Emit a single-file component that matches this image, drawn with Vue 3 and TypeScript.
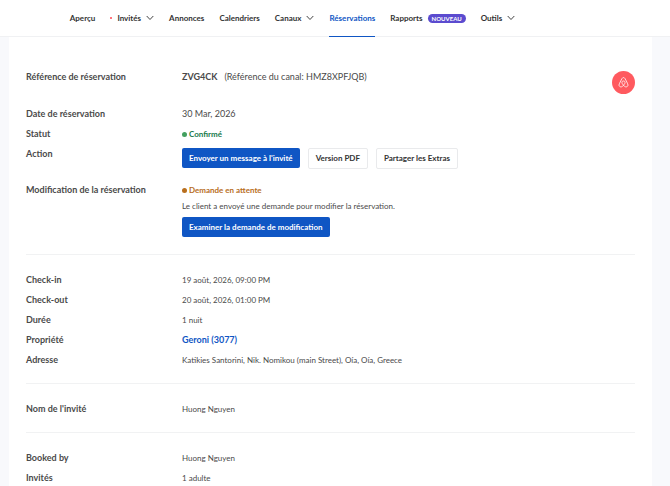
<script setup lang="ts">
interface NavItem {
  label: string
  menu?: boolean
  alert?: boolean
  badge?: string
  active?: boolean
}

interface Detail {
  label: string
  value: string
  link?: boolean
}

const navItems: NavItem[] = [
  { label: 'Aperçu' },
  { label: 'Invités', menu: true, alert: true },
  { label: 'Annonces' },
  { label: 'Calendriers' },
  { label: 'Canaux', menu: true },
  { label: 'Réservations', active: true },
  { label: 'Rapports', badge: 'NOUVEAU' },
  { label: 'Outils', menu: true },
]

const sections: Detail[][] = [
  [
    { label: 'Check-in', value: '19 août, 2026, 09:00 PM' },
    { label: 'Check-out', value: '20 août, 2026, 01:00 PM' },
    { label: 'Durée', value: '1 nuit' },
    { label: 'Propriété', value: 'Geroni (3077)', link: true },
    { label: 'Adresse', value: 'Katikies Santorini, Nik. Nomikou (main Street), Oía, Oía, Greece' },
  ],
  [{ label: "Nom de l'invité", value: 'Huong Nguyen' }],
  [
    { label: 'Booked by', value: 'Huong Nguyen' },
    { label: 'Invités', value: '1 adulte' },
  ],
]
</script>

<template>
  <div class="page">
    <header class="topbar">
      <nav class="nav">
        <a
          v-for="item in navItems"
          :key="item.label"
          href="#"
          class="nav-item"
          :class="{ active: item.active }"
        >
          <span v-if="item.alert" class="alert-dot"></span>
          <span>{{ item.label }}</span>
          <svg v-if="item.menu" class="chevron" viewBox="0 0 8 6" aria-hidden="true">
            <path d="M0.7 1 L4 4.5 L7.3 1" />
          </svg>
          <span v-if="item.badge" class="badge">{{ item.badge }}</span>
        </a>
      </nav>
    </header>

    <main class="card">
      <section class="section">
        <dl class="details">
          <div class="row reference">
            <dt>Référence de réservation</dt>
            <dd class="large">
              <strong>ZVG4CK</strong>
              <span>(Référence du canal: HMZ8XPFJQB)</span>
              <span class="channel">
                <svg viewBox="0 0 24 24" role="img" aria-label="Airbnb">
                  <path
                    d="M12 18.2 C9.8 15.5 8.6 13.6 8.6 11.9 C8.6 9.9 10 8.7 12 8.7 C14 8.7 15.4 9.9 15.4 11.9 C15.4 13.6 14.2 15.5 12 18.2 C10.2 20.4 8.4 21.6 6.5 21.6 C4 21.6 2.2 19.8 2.2 17.5 C2.2 16.6 2.5 15.8 3 14.7 C4.9 10.6 7.2 6 8.9 3.2 C9.8 1.8 10.7 1.2 12 1.2 C13.3 1.2 14.2 1.8 15.1 3.2 C16.8 6 19.1 10.6 21 14.7 C21.5 15.8 21.8 16.6 21.8 17.5 C21.8 19.8 20 21.6 17.5 21.6 C15.6 21.6 13.8 20.4 12 18.2 Z"
                  />
                </svg>
              </span>
            </dd>
          </div>
          <div class="row">
            <dt>Date de réservation</dt>
            <dd class="large">30 Mar, 2026</dd>
          </div>
          <div class="row">
            <dt>Statut</dt>
            <dd class="status confirmed">Confirmé</dd>
          </div>
          <div class="row actions-row">
            <dt>Action</dt>
            <dd class="actions">
              <button type="button" class="btn primary">Envoyer un message à l'invité</button>
              <button type="button" class="btn outline">Version PDF</button>
              <button type="button" class="btn outline">Partager les Extras</button>
            </dd>
          </div>
          <div class="row">
            <dt>Modification de la réservation</dt>
            <dd>
              <div class="status pending">Demande en attente</div>
              <p class="note">Le client a envoyé une demande pour modifier la réservation.</p>
              <button type="button" class="btn primary">Examiner la demande de modification</button>
            </dd>
          </div>
        </dl>
      </section>

      <section v-for="(rows, index) in sections" :key="index" class="section">
        <dl class="details">
          <div v-for="row in rows" :key="row.label" class="row">
            <dt>{{ row.label }}</dt>
            <dd>
              <a v-if="row.link" href="#" class="property">{{ row.value }}</a>
              <template v-else>{{ row.value }}</template>
            </dd>
          </div>
        </dl>
      </section>
    </main>
  </div>
</template>

<style>
body {
  margin: 0;
  background: #f8f9fc;
}
</style>

<style scoped>
.page {
  font-family: Lato, "Liberation Sans", sans-serif;
  font-size: 8px;
  line-height: 20px;
  color: #4a4a4a;
}

.topbar {
  background: #fff;
  border-bottom: 1px solid #f0f1f3;
}

.nav {
  display: flex;
  justify-content: center;
  gap: 15px;
  height: 36px;
  padding-right: 85px;
}

.nav-item {
  display: flex;
  align-items: center;
  gap: 5px;
  margin-bottom: -1px;
  border-bottom: 1px solid transparent;
  color: #333;
  font-weight: 700;
  text-decoration: none;
  white-space: nowrap;
}

.nav-item.active {
  color: #0f56c4;
  border-color: #0f56c4;
}

.alert-dot {
  width: 2px;
  height: 2px;
  border-radius: 1px;
  background: #ff4a55;
}

.chevron {
  width: 8px;
  height: 6px;
  fill: none;
  stroke: #444;
  stroke-width: 1;
}

.badge {
  padding: 0 4px;
  border-radius: 5px;
  background: #5b4bcf;
  color: #fff;
  font-size: 6px;
  line-height: 9px;
}

.card {
  margin: 0 18px 0 9px;
  padding: 15px 17px 0;
  background: #fff;
}

.section {
  padding: 15px 0 13px;
}

.section + .section {
  border-top: 1px solid #f1f2f3;
}

.section:first-child {
  padding-bottom: 17px;
}

.details {
  margin: 0;
}

.row {
  display: grid;
  grid-template-columns: 156px 1fr;
}

.reference {
  min-height: 37px;
}

dt {
  font-size: 9px;
  font-weight: 700;
}

dd {
  margin: 0;
}

.large {
  font-size: 9px;
}

.reference dd {
  display: flex;
  align-items: flex-start;
  gap: 7px;
}

.channel {
  display: flex;
  align-items: center;
  justify-content: center;
  width: 23px;
  height: 23px;
  margin: 4px 0 0 auto;
  border-radius: 50%;
  background: #ff5a5f;
}

.channel svg {
  width: 11px;
  height: 11px;
  fill: none;
  stroke: #fff;
  stroke-width: 1.7;
}

.status {
  display: flex;
  align-items: center;
  gap: 2px;
  font-weight: 700;
}

.status::before {
  width: 5px;
  height: 5px;
  border-radius: 50%;
  background: currentColor;
  content: "";
}

.confirmed {
  color: #16794c;
}

.confirmed::before {
  background: #43a05f;
}

.pending {
  color: #b86e1d;
}

.actions-row {
  min-height: 36px;
}

.actions {
  display: flex;
  align-items: flex-start;
  gap: 8px;
  padding-top: 4px;
}

.btn {
  padding: 0 7px;
  border: 0;
  border-radius: 2px;
  font: inherit;
  font-weight: 700;
  white-space: nowrap;
}

.primary {
  background: #0f56c4;
  color: #fff;
}

.outline {
  border: 1px solid #e9eaec;
  background: #fff;
  color: #333;
  line-height: 19px;
}

.note {
  margin: 0;
  line-height: 12px;
  padding-bottom: 5px;
}

.property {
  display: block;
  color: #0f56c4;
  font-size: 9px;
  font-weight: 700;
  text-decoration: none;
}
</style>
☆ ☆ ☆ ☆ ☆ ☆ ☆
> **WHAT YOU WILL DO**
Retype the data above exactly; pictures are not part of the copy.

> **RESULT FOR THIS TASK**
Emit a single-file component that matches this image, drawn with Vue 3 and TypeScript.
<script setup lang="ts">
interface NavItem {
  label: string
  menu?: boolean
  alert?: boolean
  badge?: string
  active?: boolean
}

interface Detail {
  label: string
  value: string
  link?: boolean
}

const navItems: NavItem[] = [
  { label: 'Aperçu' },
  { label: 'Invités', menu: true, alert: true },
  { label: 'Annonces' },
  { label: 'Calendriers' },
  { label: 'Canaux', menu: true },
  { label: 'Réservations', active: true },
  { label: 'Rapports', badge: 'NOUVEAU' },
  { label: 'Outils', menu: true },
]

const sections: Detail[][] = [
  [
    { label: 'Check-in', value: '19 août, 2026, 09:00 PM' },
    { label: 'Check-out', value: '20 août, 2026, 01:00 PM' },
    { label: 'Durée', value: '1 nuit' },
    { label: 'Propriété', value: 'Geroni (3077)', link: true },
    { label: 'Adresse', value: 'Katikies Santorini, Nik. Nomikou (main Street), Oía, Oía, Greece' },
  ],
  [{ label: "Nom de l'invité", value: 'Huong Nguyen' }],
  [
    { label: 'Booked by', value: 'Huong Nguyen' },
    { label: 'Invités', value: '1 adulte' },
  ],
]
</script>

<template>
  <div class="page">
    <header class="topbar">
      <nav class="nav">
        <a
          v-for="item in navItems"
          :key="item.label"
          href="#"
          class="nav-item"
          :class="{ active: item.active }"
        >
          <span v-if="item.alert" class="alert-dot"></span>
          <span>{{ item.label }}</span>
          <svg v-if="item.menu" class="chevron" viewBox="0 0 8 6" aria-hidden="true">
            <path d="M0.7 1 L4 4.5 L7.3 1" />
          </svg>
          <span v-if="item.badge" class="badge">{{ item.badge }}</span>
        </a>
      </nav>
    </header>

    <main class="card">
      <section class="section">
        <dl class="details">
          <div class="row reference">
            <dt>Référence de réservation</dt>
            <dd class="large">
              <strong>ZVG4CK</strong>
              <span>(Référence du canal: HMZ8XPFJQB)</span>
              <span class="channel">
                <svg viewBox="0 0 24 24" role="img" aria-label="Airbnb">
                  <path
                    d="M12 18.2 C9.8 15.5 8.6 13.6 8.6 11.9 C8.6 9.9 10 8.7 12 8.7 C14 8.7 15.4 9.9 15.4 11.9 C15.4 13.6 14.2 15.5 12 18.2 C10.2 20.4 8.4 21.6 6.5 21.6 C4 21.6 2.2 19.8 2.2 17.5 C2.2 16.6 2.5 15.8 3 14.7 C4.9 10.6 7.2 6 8.9 3.2 C9.8 1.8 10.7 1.2 12 1.2 C13.3 1.2 14.2 1.8 15.1 3.2 C16.8 6 19.1 10.6 21 14.7 C21.5 15.8 21.8 16.6 21.8 17.5 C21.8 19.8 20 21.6 17.5 21.6 C15.6 21.6 13.8 20.4 12 18.2 Z"
                  />
                </svg>
              </span>
            </dd>
          </div>
          <div class="row">
            <dt>Date de réservation</dt>
            <dd class="large">30 Mar, 2026</dd>
          </div>
          <div class="row">
            <dt>Statut</dt>
            <dd class="status confirmed">Confirmé</dd>
          </div>
          <div class="row actions-row">
            <dt>Action</dt>
            <dd class="actions">
              <button type="button" class="btn primary">Envoyer un message à l'invité</button>
              <button type="button" class="btn outline">Version PDF</button>
              <button type="button" class="btn outline">Partager les Extras</button>
            </dd>
          </div>
          <div class="row">
            <dt>Modification de la réservation</dt>
            <dd>
              <div class="status pending">Demande en attente</div>
              <p class="note">Le client a envoyé une demande pour modifier la réservation.</p>
              <button type="button" class="btn primary">Examiner la demande de modification</button>
            </dd>
          </div>
        </dl>
      </section>

      <section v-for="(rows, index) in sections" :key="index" class="section">
        <dl class="details">
          <div v-for="row in rows" :key="row.label" class="row">
            <dt>{{ row.label }}</dt>
            <dd>
              <a v-if="row.link" href="#" class="property">{{ row.value }}</a>
              <template v-else>{{ row.value }}</template>
            </dd>
          </div>
        </dl>
      </section>
    </main>
  </div>
</template>

<style>
body {
  margin: 0;
  background: #f8f9fc;
}
</style>

<style scoped>
.page {
  font-family: Lato, "Liberation Sans", sans-serif;
  font-size: 8px;
  line-height: 20px;
  color: #4a4a4a;
}

.topbar {
  background: #fff;
  border-bottom: 1px solid #f0f1f3;
}

.nav {
  display: flex;
  justify-content: center;
  gap: 15px;
  height: 36px;
  padding-right: 85px;
}

.nav-item {
  display: flex;
  align-items: center;
  gap: 5px;
  margin-bottom: -1px;
  border-bottom: 1px solid transparent;
  color: #333;
  font-weight: 700;
  text-decoration: none;
  white-space: nowrap;
}

.nav-item.active {
  color: #0f56c4;
  border-color: #0f56c4;
}

.alert-dot {
  width: 2px;
  height: 2px;
  border-radius: 1px;
  background: #ff4a55;
}

.chevron {
  width: 8px;
  height: 6px;
  fill: none;
  stroke: #444;
  stroke-width: 1;
}

.badge {
  padding: 0 4px;
  border-radius: 5px;
  background: #5b4bcf;
  color: #fff;
  font-size: 6px;
  line-height: 9px;
}

.card {
  margin: 0 18px 0 9px;
  padding: 15px 17px 0;
  background: #fff;
}

.section {
  padding: 15px 0 13px;
}

.section + .section {
  border-top: 1px solid #f1f2f3;
}

.section:first-child {
  padding-bottom: 17px;
}

.details {
  margin: 0;
}

.row {
  display: grid;
  grid-template-columns: 156px 1fr;
}

.reference {
  min-height: 37px;
}

dt {
  font-size: 9px;
  font-weight: 700;
}

dd {
  margin: 0;
}

.large {
  font-size: 9px;
}

.reference dd {
  display: flex;
  align-items: flex-start;
  gap: 7px;
}

.channel {
  display: flex;
  align-items: center;
  justify-content: center;
  width: 23px;
  height: 23px;
  margin: 4px 0 0 auto;
  border-radius: 50%;
  background: #ff5a5f;
}

.channel svg {
  width: 11px;
  height: 11px;
  fill: none;
  stroke: #fff;
  stroke-width: 1.7;
}

.status {
  display: flex;
  align-items: center;
  gap: 2px;
  font-weight: 700;
}

.status::before {
  width: 5px;
  height: 5px;
  border-radius: 50%;
  background: currentColor;
  content: "";
}

.confirmed {
  color: #16794c;
}

.confirmed::before {
  background: #43a05f;
}

.pending {
  color: #b86e1d;
}

.actions-row {
  min-height: 36px;
}

.actions {
  display: flex;
  align-items: flex-start;
  gap: 8px;
  padding-top: 4px;
}

.btn {
  padding: 0 7px;
  border: 0;
  border-radius: 2px;
  font: inherit;
  font-weight: 700;
  white-space: nowrap;
}

.primary {
  background: #0f56c4;
  color: #fff;
}

.outline {
  border: 1px solid #e9eaec;
  background: #fff;
  color: #333;
  line-height: 19px;
}

.note {
  margin: 0;
  line-height: 12px;
  padding-bottom: 5px;
}

.property {
  display: block;
  color: #0f56c4;
  font-size: 9px;
  font-weight: 700;
  text-decoration: none;
}
</style>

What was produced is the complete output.